As this massive campaign unravels, further RPG elements begin to reveal themselves. Players can pick up quests, get to know the locals, and there’s even the promise of a bit of romance. While providing an offspring is essential in the old times, and thereby passing on your wealth, there are a number of ways to do this. Players can forge relationships, following the narrative campaign or begin hiring workers in the local village until they’ve industrialized the local population and simply rely on your wealth to keep you sustained. As Medieval Dynasty does progress, economic success comes at a cost. That freedom to carve your own adventure out of the valley ebbs away into a strategy simulation. Workers, efficiency, and managing your empire can eventually twist the whole way the game plays. We’ve only started to glimpse the first moments of this but it’s an interesting twist that awaits anybody who thinks this is just a rinse and repeat operation.

Medieval Dynasty Goose

Life simulators like Medieval Dynasty have the benefit of a few hard goals and lots of freedom.
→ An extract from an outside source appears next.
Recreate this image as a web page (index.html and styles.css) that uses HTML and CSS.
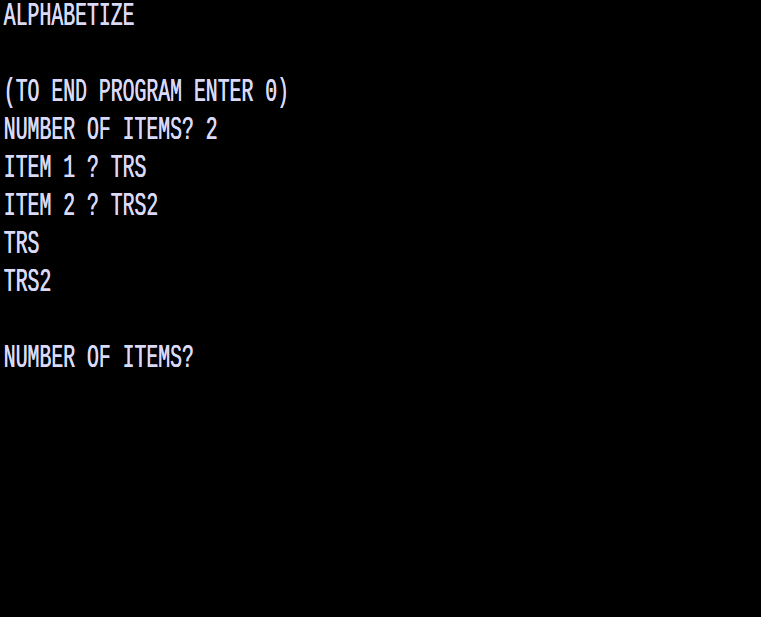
FILE: index.html
```html
<!DOCTYPE html>
<html>
<head>
<meta charset="utf-8">
<link rel="stylesheet" href="styles.css">
</head>
<body>
<div class="screen">
<div class="line">ALPHABETIZE</div>
<div class="line"> </div>
<div class="line">(TO END PROGRAM ENTER 0)</div>
<div class="line">NUMBER OF ITEMS? 2</div>
<div class="line">ITEM 1 ? TRS</div>
<div class="line">ITEM 2 ? TRS2</div>
<div class="line">TRS</div>
<div class="line">TRS2</div>
<div class="line"> </div>
<div class="line">NUMBER OF ITEMS?</div>
</div>
</body>
</html>
```
FILE: styles.css
```css
html, body {
  margin: 0;
  padding: 0;
  background: #000;
  width: 761px;
  height: 617px;
  overflow: hidden;
}
.screen {
  padding-left: 6px;
  transform: scaleX(0.6);
  transform-origin: 0 0;
  width: 700px;
  color: #dadaf8;
  font-family: "Liberation Mono", "DejaVu Sans Mono", monospace;
  font-size: 33px;
  text-shadow: 0.7px 0 0 #dadaf8;
}
.line {
  height: 38px;
  line-height: 34px;
  white-space: pre;
}
```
What Redner Cube seems to have done with Medieval Dynasty is craft an experience that blends the incredible artistic inspiration and well established gameplay systems that are par for some famous Polish RPGs while striking a pleasant blend of open-world adventure and light survival mechanics. There’s almost serene escapism to surviving in the wilds of Medieval Dynasty, spending hours tracking the local wildlife or just flailing around in the bush with a pointy stick trying not to get run through by the local boars. This, as we’ve described, isn’t all that is on offer in Medieval Dynasty and this unusual mash-up of genres works surprisingly well. Turns out the Dark Ages were more sophisticated than we thought.

We’ll have a more in-depth review of Medieval Dynasty when it launches out of Early Access. For now, if you want more than just an excellent survival sim, then this might be worth a look. Medieval Dynasty is out now on PC via Steam Early Access.